The cost of implementation
Halo's implementation complexity is high. Enterprise deployments require dedicated project time and internal change management — the tool's flexibility is exactly what makes standing it up a project rather than an install. Smaller teams find the feature breadth excessive and onboarding slower than lighter-weight alternatives.
Spiceworks installs in an afternoon. The trade-off is a dated interface that hasn't been modernized in years and gets sluggish on larger networks, plus a hard Windows dependency — there's no cloud version of the full tool.
Who should not pick either
A 30-agent customer-facing support desk shouldn't run either of these. Spiceworks is built for internal IT, and Halo — while HaloCRM exists — is a heavyweight commitment for a team that just needs multi-channel ticketing. Look at Freshdesk or Zoho Desk instead.
And a mid-sized IT team that has outgrown Spiceworks but isn't running ITIL processes may find Halo over-engineered. There is a lot of ground between "free ad-supported tool" and "enterprise ESM platform," and it's worth checking whether you actually need to cross all of it.
Verdict
Spiceworks remains the right answer for the solo admin managing a small office network with no budget: free asset discovery plus basic ticketing is a genuinely good deal, and the community forum is a support contract you don't pay for. Live with the UI.

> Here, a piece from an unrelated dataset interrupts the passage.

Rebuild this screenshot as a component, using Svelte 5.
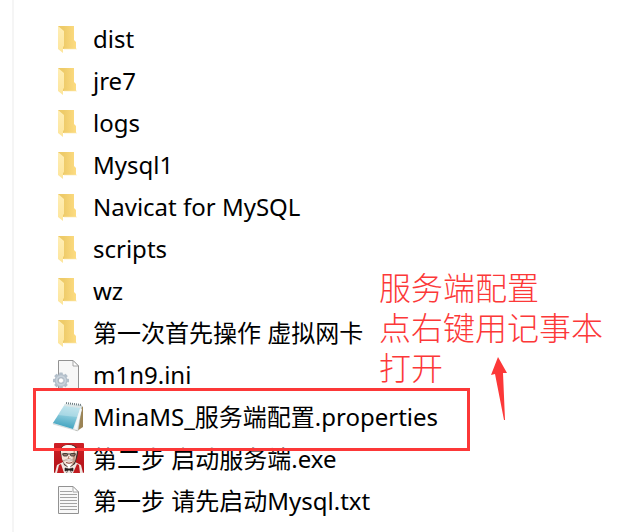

Halo is the right answer when service management becomes a discipline rather than a chore — ITIL processes, multi-department service delivery, MSPs billing against tickets, or an organization large enough that "we'll just install it on a Windows box" is no longer a sentence anyone can say out loud. Expect a sales conversation and a real implementation. That's the price of leaving the free tier behind.